Cäcilia Märki, Leiterin Grundkompetenzen im SVEB, stellte das GO-Modell im kirgisischen Bishkek im Rahmen eines fünftägigen Trainings vor. Die 16 Teilnehmenden waren in Unternehmensverbänden oder bei Bildungsanbietern beschäftigt. Im Anschluss an die Einführung in das GO-Modell und das Erlernen der Grundlagen fand das weitere Training in einem Textilbetrieb vor Ort statt. Dies bot den Teilnehmenden die Gelegenheit, die ersten Schritte zur praktischen Umsetzung des GO-Modells in einem realen Setting zu erproben. Dazu gehörten insbesondere die Durchführung einer Anforderungsanalyse und die Erstellung von Anforderungsprofilen, welche als Grundlage für die Erhebung des Lernbedarfs der Mitarbeitenden dienten. Den Abschluss des fünftägigen Trainings bildete das Verfassen von Kurskonzepten auf der Basis der zuvor erarbeiteten Anforderungsprofile.

Die Bilanz dieser Erfahrung fiel sowohl bei den kirgisischen Teilnehmenden als auch beim SVEB positiv aus. Die Teilnehmenden beurteilten die Instrumente und Prozesse des GO-Modells als geeigneten Rahmen, um in Kirgistan arbeitsplatzorientierte Weiterbildungen zu konzipieren und umzusetzen. Aus Sicht des SVEB war die Pilotierung des GO-Modells in einem Land, dessen Bildungssystem und Arbeitsmarkt wenig mit ihren Pendants in der Schweiz gemeinsam haben, eine wertvolle Gelegenheit, die Transferierbarkeit und Flexibilität des Modells zu erproben. 

 

Trendbericht zu Future Skills in der Erwachsenenbildung

Der Think-Tank TRANSIT behandelte dieses Jahr das Thema «Future Skills». Future Skills beziehen sich auf die Kompetenzen, Haltungen, Werte und Wissen, die in einer sich verändernden Gesellschaft und Arbeitswelt wichtig werden, um erfolgreich in der Zukunft bestehen zu können. Future-Skills-Diskurse sind ein Versuch, künftige Anforderungen zu antizipieren, um möglichst frühzeitig auf neue Bedarfe oder Bedingungen reagieren zu können. TRANSIT möchte diesen Diskurs in Bezug auf die Erwachsenenbildung führen.

Future Skills Frameworks und ihre Kompetenzraster sind weder statisch noch universell gültig, sondern kontextabhängig und müssen den sich wandelnden Zukunftsvorstellungen angepasst werden.
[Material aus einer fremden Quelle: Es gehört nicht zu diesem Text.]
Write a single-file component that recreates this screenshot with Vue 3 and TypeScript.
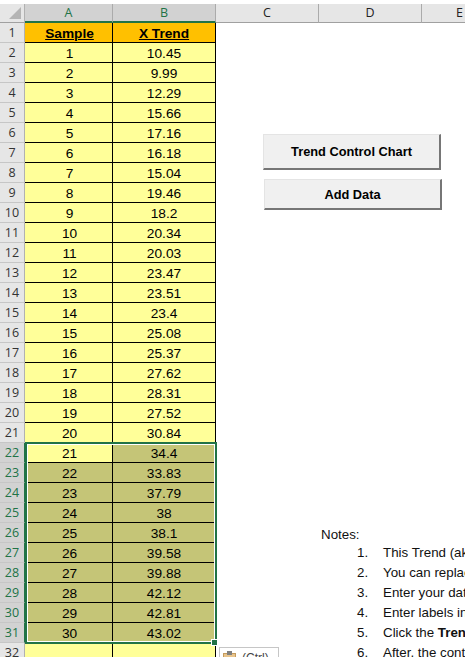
<script setup lang="ts">
const values = [
  '10.45', '9.99', '12.29', '15.66', '17.16', '16.18', '15.04', '19.46', '18.2', '20.34',
  '20.03', '23.47', '23.51', '23.4', '25.08', '25.37', '27.62', '28.31', '27.52', '30.84',
  '34.4', '33.83', '37.79', '38', '38.1', '39.58', '39.88', '42.12', '42.81', '43.02'
]

const rows = values.map((value, i) => ({ row: i + 2, sample: i + 1, value }))

const notes = [
  'This Trend (aka Run Chart) shows',
  'You can replace the sample data',
  'Enter your data in the yellow cells',
  'Enter labels in the header row',
  '',
  'After, the control chart appears'
]
</script>

<template>
  <div class="sheet">
    <div class="col-heads">
      <div class="corner"><span class="triangle" /></div>
      <div class="head head-a selected">A</div>
      <div class="head head-b selected">B</div>
      <div class="head head-c">C</div>
      <div class="head head-c">D</div>
      <div class="head head-e">E</div>
    </div>

    <div class="body">
      <div class="table">
        <div class="row-no">1</div>
        <div class="cell title cell-a"><u>Sample</u></div>
        <div class="cell title cell-b"><u>X Trend</u></div>

        <template v-for="r in rows" :key="r.row">
          <div class="row-no" :class="{ picked: r.row >= 22 }">{{ r.row }}</div>
          <div class="cell cell-a" :class="{ shaded: r.row > 22 }">{{ r.sample }}</div>
          <div class="cell cell-b" :class="{ shaded: r.row >= 22 }">{{ r.value }}</div>
        </template>

        <div class="row-no">32</div>
        <div class="cell cell-a" />
        <div class="cell cell-b" />

        <div class="selection"><span class="handle" /></div>
      </div>

      <div class="side">
        <div class="buttons">
          <button class="macro-btn first">Trend Control Chart</button>
          <button class="macro-btn second">Add Data</button>
        </div>

        <div class="notes">
          <div class="notes-title">Notes:</div>
          <ol class="notes-list">
            <li v-for="(note, i) in notes" :key="i">
              <span class="num">{{ i + 1 }}.</span>
              <span v-if="i === 4">Click the <b>Trend Control Chart</b> button</span>
              <span v-else>{{ note }}</span>
            </li>
          </ol>
        </div>

        <div class="paste">
          <svg width="14" height="14" viewBox="0 0 14 14">
            <rect x="0.5" y="2.5" width="12" height="11" fill="#e8c48c" stroke="#c49a5c" />
            <rect x="4" y="0" width="5" height="4" fill="#7f7f7f" />
          </svg>
          <span>(Ctrl)</span>
        </div>
      </div>
    </div>
  </div>
</template>

<style>
html,
body {
  margin: 0;
  overflow: hidden;
  background: #fff;
}
</style>

<style scoped>
.sheet {
  width: 465px;
  height: 657px;
  overflow: hidden;
  font-family: 'Liberation Sans', Arial, sans-serif;
  font-size: 13.33px;
  color: #000;
  padding-top: 4px;
  box-sizing: border-box;
}

.col-heads {
  display: flex;
  height: 19px;
  background: #e6e6e6;
  box-sizing: border-box;
}

.corner {
  width: 25px;
  flex: none;
  position: relative;
  background: #e6e6e6;
  box-sizing: border-box;
  border-right: 1px solid #b1b1b1;
  border-bottom: 1px solid #a0a0a0;
}

.triangle {
  position: absolute;
  right: 3px;
  bottom: 3px;
  width: 0;
  height: 0;
  border-left: 12px solid transparent;
  border-bottom: 12px solid #b4b4b4;
}

.head {
  flex: none;
  box-sizing: border-box;
  text-align: center;
  line-height: 18px;
  font-family: 'Open Sans', 'Noto Sans', sans-serif;
  font-size: 12.5px;
  border-right: 1px solid #ababab;
  border-bottom: 1px solid #a0a0a0;
  color: #222;
}

.head.selected {
  background: #d2d2d2;
  color: #217346;
  border-bottom: 2px solid #217346;
}

.head-a {
  width: 88px;
}

.head-b {
  width: 103px;
}

.head-c {
  width: 103px;
}

.head-e {
  width: 76px;
}

.body {
  display: flex;
}

.table {
  position: relative;
  flex: none;
  width: 216px;
  display: grid;
  grid-template-columns: 25px 88px 103px;
  grid-auto-rows: 20px;
}

.row-no {
  background: #e6e6e6;
  border-right: 1px solid #b1b1b1;
  border-bottom: 1px solid #c6c6c6;
  box-sizing: border-box;
  text-align: center;
  font-family: 'Open Sans', 'Noto Sans', sans-serif;
  font-size: 12.5px;
  line-height: 20px;
  color: #333;
}

.row-no.picked {
  background: #d2d2d2;
  color: #217346;
  border-right: 1px solid #217346;
}

.cell {
  background: #ffff99;
  box-sizing: border-box;
  border-bottom: 1px solid #000;
  border-right: 1px solid #000;
  text-align: center;
  font-size: 13.7px;
  line-height: 21px;
  white-space: nowrap;
}

.cell-a {
  padding-left: 2px;
}

.cell.shaded {
  background: #c5c577;
}

.title {
  background: #ffc000;
  font-weight: 700;
}

.selection {
  position: absolute;
  left: 25px;
  top: 419px;
  width: 192px;
  height: 202px;
  box-sizing: border-box;
  border: 2px solid #217346;
  outline: 1px solid #fff;
  outline-offset: -3px;
  pointer-events: none;
}

.handle {
  position: absolute;
  right: -3px;
  bottom: -4px;
  width: 5px;
  height: 5px;
  background: #217346;
  border: 1px solid #fff;
}

.side {
  position: relative;
  flex: 1;
  min-width: 0;
  overflow: hidden;
  padding-top: 111px;
}

.buttons {
  display: flex;
  flex-direction: column;
  gap: 9px;
  padding-left: 47px;
}

.macro-btn {
  display: block;
  padding: 0;
  box-sizing: border-box;
  background: #f0f0f0;
  border: 0;
  border-top: 1px solid #e4e4e4;
  border-left: 1px solid #e4e4e4;
  border-right: 2px solid #767676;
  border-bottom: 2px solid #767676;
  font-family: 'Liberation Sans', Arial, sans-serif;
  font-size: 12.8px;
  font-weight: 700;
  color: #000;
  white-space: nowrap;
}

.macro-btn.first {
  width: 178px;
  height: 36px;
}

.macro-btn.second {
  width: 178px;
  height: 31px;
  margin-left: 1px;
  padding-top: 1px;
}

.notes {
  position: absolute;
  left: 105px;
  top: 502px;
  white-space: nowrap;
  line-height: 20px;
  color: #111;
}

.notes-title {
  height: 18px;
}

.notes-list {
  list-style: none;
  margin: 0;
  padding: 0 0 0 36px;
}

.notes-list li {
  display: flex;
  height: 20px;
}

.num {
  width: 26px;
  flex: none;
}

.paste {
  position: absolute;
  left: 3px;
  top: 624px;
  width: 60px;
  height: 24px;
  box-sizing: border-box;
  background: #fff;
  border: 1px solid #c6c6c6;
  display: flex;
  align-items: flex-start;
  gap: 5px;
  padding: 3px 0 0 3px;
  font-size: 12px;
  color: #444;
}
</style>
Die Vielfalt der Zukunftsvorstellungen und die Veränderlichkeit der Kompetenzmodelle werfen zentrale Fragen für die Akteure in der Erwachsenenbildung auf.

In einem Anfang 2025 erscheinenden Trendbericht nimmt TRANSIT diese Fragen auf. Er diskutiert dazu die Idee hinter Future Skills, stellt einige Frameworks vor, beleuchtet die dahinterliegenden Zukunftsvorstellungen und ordnet diese in der sozialwissenschaftlichen Diskussion ein. Die Überlegungen zielen darauf ab, den Mehrwert der Beschäftigung mit zukünftigen Entwicklungen für die Erwachsenenbildung aufzuzeigen und eine kritische Einordnung von Future Skills zu ermöglichen.

Der Trendbericht beinhaltet zudem Perspektiven, die es den Akteuren der Erwachsenenbildung erleichtern sollen, sich im Kontext von Future Skills zu orientieren. Um das kollektive Wissen und die vielfältigen Erfahrungen von Akteuren in der Erwachsenenbildung zu nutzen und die Perspektiven an den Bedürfnissen der Praxis auszurichten, werden diese in einer Veranstaltung und über Zusammenarbeit kollaborativ erarbeitet und reflektiert.

Helen Buchs: TRANSIT-Trendbericht: Future Skills (erscheint Anfang 2025).